Texas birding center on list of must-see green landmarks
The introduction to the slideshow says
For this story, we’ve identified places around the country—from Pocantico Hills, New York, and Mission, Texas, to Marin County, California—that are emblematic of a new generation of savvy, environmentally tuned design destinations that, in small ways and large, are changing the traveler’s landscape. ... Strategies that were considered a little oddball only a few years ago—like photovoltaic panels, green roofs, and wind turbines—are finding their way into the language of everyday architecture, everyday life, and everyday travel.About the WBC, "Travel & Leisure" said:
Avid birders know that the Rio Grande Valley is the place to be if you want to glimpse a Swainson’s hawk or a green jay or any one of hundreds of species that favor this unique ecosystem of thornscrub and subtropical woodland. The World Birding Center maintains nine protected habitats along the Mexican border, from the Roma Bluffs to South Padre Island. Roughly in the middle, its headquarters sits on 750 acres in Mission, Texas, and was designed by the San Antonio architectural firm Lake/Flato to be equally hospitable to humans and birds.
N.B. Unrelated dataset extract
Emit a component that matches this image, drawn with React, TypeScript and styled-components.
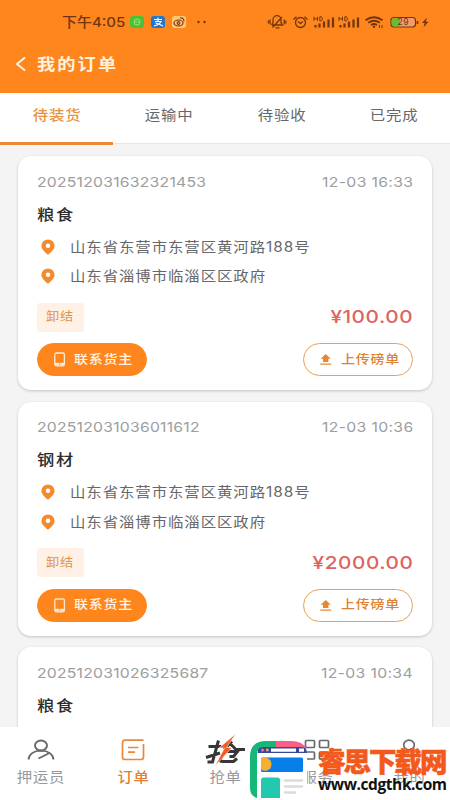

The buildings, situated in what had once been onion fields, are a graceful variation on the Quonset hut, a style chosen for its ties to the area’s agricultural heritage and because, as architect Bob Harris puts it, “the purity and simplicity of its form fits in a stark landscape.” The distinctive curved roof also handily channels rainwater into a collection system that supplies “guzzlers” for the birds and maintains the mud puddles that keep the dragonflies happy.